→ **Directions for this task**: Give back a single number, the count of lines containing the word "styles".

→ **Given records**:
** begin **
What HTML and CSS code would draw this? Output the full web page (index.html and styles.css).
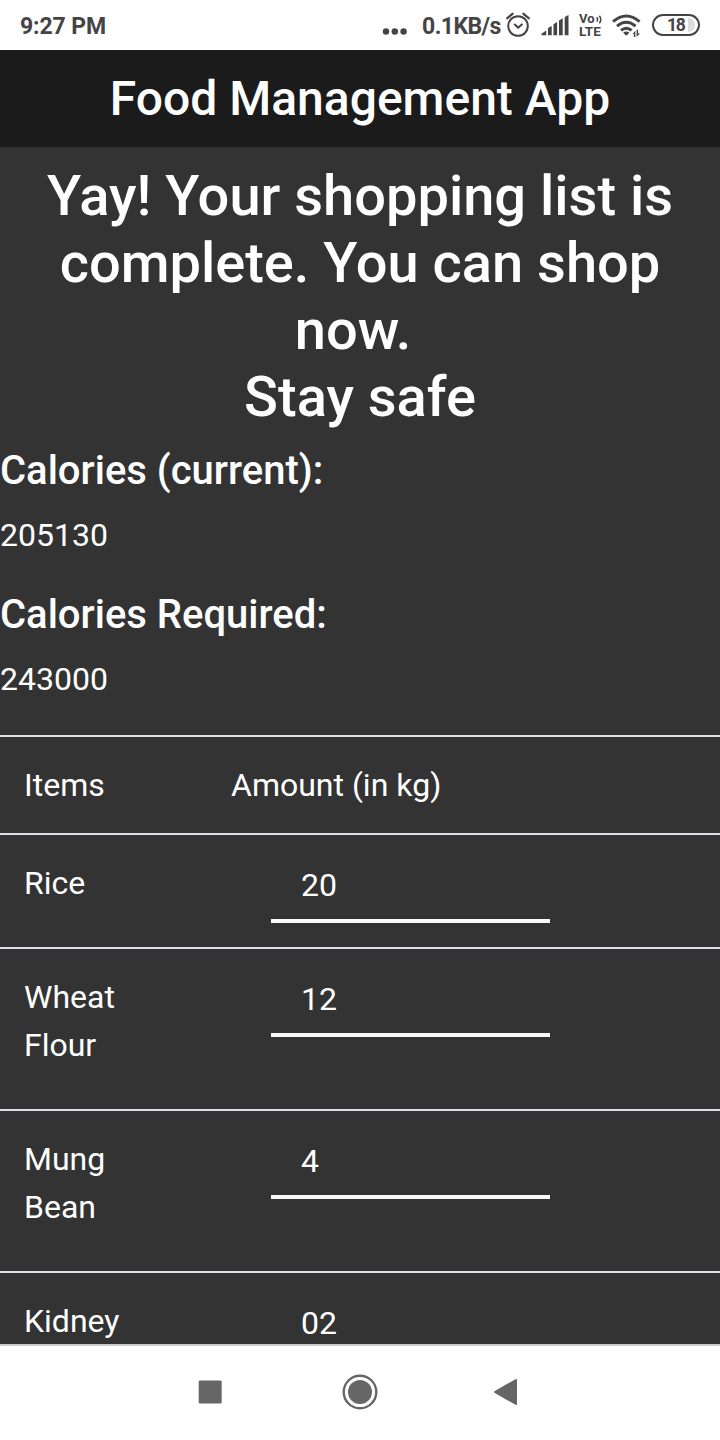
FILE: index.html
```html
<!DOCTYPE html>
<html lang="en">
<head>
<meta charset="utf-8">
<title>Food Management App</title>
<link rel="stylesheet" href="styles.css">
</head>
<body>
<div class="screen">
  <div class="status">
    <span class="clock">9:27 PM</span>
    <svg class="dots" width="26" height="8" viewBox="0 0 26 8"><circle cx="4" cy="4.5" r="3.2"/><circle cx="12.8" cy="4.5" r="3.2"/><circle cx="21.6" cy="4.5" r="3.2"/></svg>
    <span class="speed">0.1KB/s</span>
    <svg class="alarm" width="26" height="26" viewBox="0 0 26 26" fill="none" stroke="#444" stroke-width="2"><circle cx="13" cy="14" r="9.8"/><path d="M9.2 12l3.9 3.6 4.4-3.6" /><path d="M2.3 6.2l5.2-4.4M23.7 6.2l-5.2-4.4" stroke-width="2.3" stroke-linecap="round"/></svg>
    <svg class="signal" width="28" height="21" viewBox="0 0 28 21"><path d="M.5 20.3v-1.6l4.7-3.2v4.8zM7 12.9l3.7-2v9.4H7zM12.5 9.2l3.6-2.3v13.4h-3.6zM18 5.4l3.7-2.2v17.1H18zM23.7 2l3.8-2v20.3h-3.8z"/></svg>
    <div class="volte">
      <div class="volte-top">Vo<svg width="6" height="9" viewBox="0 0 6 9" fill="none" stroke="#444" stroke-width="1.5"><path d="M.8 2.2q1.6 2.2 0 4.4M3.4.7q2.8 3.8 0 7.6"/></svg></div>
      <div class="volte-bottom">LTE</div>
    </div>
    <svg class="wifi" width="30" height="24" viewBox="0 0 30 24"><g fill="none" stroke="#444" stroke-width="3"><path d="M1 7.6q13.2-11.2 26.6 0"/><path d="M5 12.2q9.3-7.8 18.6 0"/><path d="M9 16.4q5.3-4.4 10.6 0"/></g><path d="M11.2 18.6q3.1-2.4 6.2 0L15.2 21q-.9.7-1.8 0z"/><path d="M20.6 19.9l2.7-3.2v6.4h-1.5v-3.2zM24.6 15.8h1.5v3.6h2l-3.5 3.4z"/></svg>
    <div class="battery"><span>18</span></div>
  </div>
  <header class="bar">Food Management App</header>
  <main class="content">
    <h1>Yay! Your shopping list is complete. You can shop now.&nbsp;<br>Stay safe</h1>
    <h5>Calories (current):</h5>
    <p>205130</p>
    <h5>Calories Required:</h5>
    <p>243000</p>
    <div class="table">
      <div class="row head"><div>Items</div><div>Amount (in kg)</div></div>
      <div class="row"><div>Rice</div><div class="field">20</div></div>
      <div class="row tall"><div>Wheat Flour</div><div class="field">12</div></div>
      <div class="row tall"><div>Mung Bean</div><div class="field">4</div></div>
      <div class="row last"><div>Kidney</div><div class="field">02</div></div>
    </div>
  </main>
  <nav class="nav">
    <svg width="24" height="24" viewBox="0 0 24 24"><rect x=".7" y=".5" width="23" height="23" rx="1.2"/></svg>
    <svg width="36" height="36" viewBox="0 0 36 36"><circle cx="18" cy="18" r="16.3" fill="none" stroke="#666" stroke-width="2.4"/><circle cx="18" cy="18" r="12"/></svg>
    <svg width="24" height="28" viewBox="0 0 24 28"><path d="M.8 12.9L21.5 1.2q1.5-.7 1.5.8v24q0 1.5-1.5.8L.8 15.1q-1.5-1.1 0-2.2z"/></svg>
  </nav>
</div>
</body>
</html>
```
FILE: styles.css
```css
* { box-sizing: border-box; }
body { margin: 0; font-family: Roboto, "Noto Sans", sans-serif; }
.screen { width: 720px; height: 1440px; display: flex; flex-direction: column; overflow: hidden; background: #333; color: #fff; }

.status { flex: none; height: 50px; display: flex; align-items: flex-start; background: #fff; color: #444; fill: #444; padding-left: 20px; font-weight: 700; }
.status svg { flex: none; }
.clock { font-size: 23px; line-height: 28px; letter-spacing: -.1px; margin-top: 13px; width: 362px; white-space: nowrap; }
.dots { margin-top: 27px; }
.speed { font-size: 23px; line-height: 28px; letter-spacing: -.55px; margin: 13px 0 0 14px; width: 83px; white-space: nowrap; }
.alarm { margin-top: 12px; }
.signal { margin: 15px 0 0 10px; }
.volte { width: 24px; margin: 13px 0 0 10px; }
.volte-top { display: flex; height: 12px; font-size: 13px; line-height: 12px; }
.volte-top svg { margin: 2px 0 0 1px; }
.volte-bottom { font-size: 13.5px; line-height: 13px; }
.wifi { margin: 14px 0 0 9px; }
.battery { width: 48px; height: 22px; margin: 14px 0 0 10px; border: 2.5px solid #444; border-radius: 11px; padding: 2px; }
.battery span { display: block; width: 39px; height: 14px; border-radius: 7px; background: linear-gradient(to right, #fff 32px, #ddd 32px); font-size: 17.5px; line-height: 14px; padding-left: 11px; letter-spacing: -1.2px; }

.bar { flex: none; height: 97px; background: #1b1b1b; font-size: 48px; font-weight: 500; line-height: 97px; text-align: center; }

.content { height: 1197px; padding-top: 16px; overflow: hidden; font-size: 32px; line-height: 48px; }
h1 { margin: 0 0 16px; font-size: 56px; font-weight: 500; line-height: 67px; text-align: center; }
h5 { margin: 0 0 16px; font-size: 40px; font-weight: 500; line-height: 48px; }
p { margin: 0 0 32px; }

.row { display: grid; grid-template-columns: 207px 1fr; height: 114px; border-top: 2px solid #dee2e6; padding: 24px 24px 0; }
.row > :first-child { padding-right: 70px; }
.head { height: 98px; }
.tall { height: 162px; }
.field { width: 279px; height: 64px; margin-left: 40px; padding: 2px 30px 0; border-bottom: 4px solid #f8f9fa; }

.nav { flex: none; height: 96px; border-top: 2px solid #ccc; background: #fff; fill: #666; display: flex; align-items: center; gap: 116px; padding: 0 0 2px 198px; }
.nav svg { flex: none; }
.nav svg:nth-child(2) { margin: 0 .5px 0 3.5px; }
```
** end **
** begin **
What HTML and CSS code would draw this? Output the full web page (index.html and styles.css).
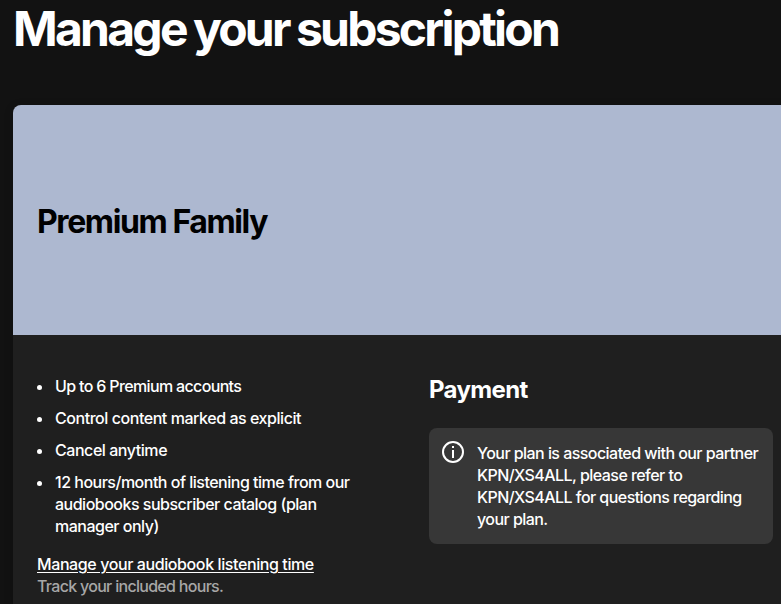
** end **
→ **The response**: 4